When we got to Korea, command passed the word that the Korean government, unlike the PI, didn’t have a public health admin checking the girls, so there was a greater danger of AIDS. This warning was read out as official USN policy. Then, after the official document was read, we were ordered (verbally, unofficially) to just get blowjobs.

I’m not an authority on "boy soldiers "in the British army but have chatted to a few ex B,S.s

B.S. s join I believe at under the age of 18(the british age of majority),they join voluntarily and need their parents written consent to enlist ,an “old and bold” n.c.o. tell them what they’re getting into before they sign and surprisingly normally tell them about the bad bits as well as the rose tinted glasses parts, indeed they’re nearly always mega keen and intend the army to be a life long career.
The ones I 've met were all career soldiers.
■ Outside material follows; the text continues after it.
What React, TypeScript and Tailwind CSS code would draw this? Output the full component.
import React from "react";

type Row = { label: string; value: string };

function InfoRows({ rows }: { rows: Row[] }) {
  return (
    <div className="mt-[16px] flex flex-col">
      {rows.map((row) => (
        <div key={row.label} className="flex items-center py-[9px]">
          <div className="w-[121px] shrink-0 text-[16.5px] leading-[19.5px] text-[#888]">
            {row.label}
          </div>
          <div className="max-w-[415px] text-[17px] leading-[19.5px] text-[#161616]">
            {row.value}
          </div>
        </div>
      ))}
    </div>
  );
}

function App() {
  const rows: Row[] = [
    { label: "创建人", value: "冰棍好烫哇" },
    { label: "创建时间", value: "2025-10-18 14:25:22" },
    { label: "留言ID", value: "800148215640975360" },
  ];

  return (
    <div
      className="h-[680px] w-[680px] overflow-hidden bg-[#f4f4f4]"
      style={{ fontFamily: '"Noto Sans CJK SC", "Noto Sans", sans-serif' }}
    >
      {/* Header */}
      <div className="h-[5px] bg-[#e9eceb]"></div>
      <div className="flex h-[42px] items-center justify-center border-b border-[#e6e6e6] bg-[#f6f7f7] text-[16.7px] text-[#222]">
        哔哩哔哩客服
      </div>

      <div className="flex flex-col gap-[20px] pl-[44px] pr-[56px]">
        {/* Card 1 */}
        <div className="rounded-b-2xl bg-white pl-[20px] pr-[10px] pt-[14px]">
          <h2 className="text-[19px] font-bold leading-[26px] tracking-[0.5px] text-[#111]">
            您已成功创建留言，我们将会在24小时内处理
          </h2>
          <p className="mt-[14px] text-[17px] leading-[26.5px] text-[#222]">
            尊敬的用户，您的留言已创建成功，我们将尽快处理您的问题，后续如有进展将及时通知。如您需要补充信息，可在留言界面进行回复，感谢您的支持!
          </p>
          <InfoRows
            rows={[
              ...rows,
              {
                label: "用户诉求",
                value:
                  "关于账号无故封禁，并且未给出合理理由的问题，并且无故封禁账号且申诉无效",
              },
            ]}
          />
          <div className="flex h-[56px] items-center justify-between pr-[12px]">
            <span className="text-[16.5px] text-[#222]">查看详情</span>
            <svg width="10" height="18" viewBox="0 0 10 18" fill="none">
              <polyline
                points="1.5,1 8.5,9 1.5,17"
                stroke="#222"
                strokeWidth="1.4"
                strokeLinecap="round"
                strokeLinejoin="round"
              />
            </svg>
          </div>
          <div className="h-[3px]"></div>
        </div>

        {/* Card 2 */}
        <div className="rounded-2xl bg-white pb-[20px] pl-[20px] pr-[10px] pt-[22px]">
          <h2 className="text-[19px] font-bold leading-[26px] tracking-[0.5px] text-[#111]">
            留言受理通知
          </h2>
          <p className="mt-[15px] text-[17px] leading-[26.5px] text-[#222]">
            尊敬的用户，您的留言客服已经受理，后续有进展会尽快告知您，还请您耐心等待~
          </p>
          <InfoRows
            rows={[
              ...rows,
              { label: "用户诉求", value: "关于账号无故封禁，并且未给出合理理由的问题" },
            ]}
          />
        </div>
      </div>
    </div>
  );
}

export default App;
They are segregated from the rest of the army,no doubt to stop them being corrupted morally (alcohol.smoking,women and all that )

They endure a horrendously tough and disciplined extended training regime,are not allowed to smoke or drink and can be promoted to “Boy Soldier ranks” of corporal etc. but these ranks apply only to Boy service and vanish when they become members of the “army proper”
They can not be sent on active service until they become adults (ie 18)
When in the “army proper” they get accelerated promotion,deservedly,because apart from their keeness and volunteering they have been trained totally to the limit during their Boy Soldier service.
This is what I have gleaned in conversation,I may well have included innaccuracies in this posting ,if I have my apologies .

I notice that Monty has failed to respond to the very cogent post that pointed out that in 1984, a person enlisted in the military as a method of avoiding the wrath of a judge. It’s easy to win arguments when you don’t respond to things people say that are not in accord with your position.

I again maintain: you cannot state with certainty that it does not happen, even to this day. I am certain that the military tries to avoid it. But you simply cannot discount what happens in a rural judge’s court, that doesn’t have to be on record. TRUST me on this.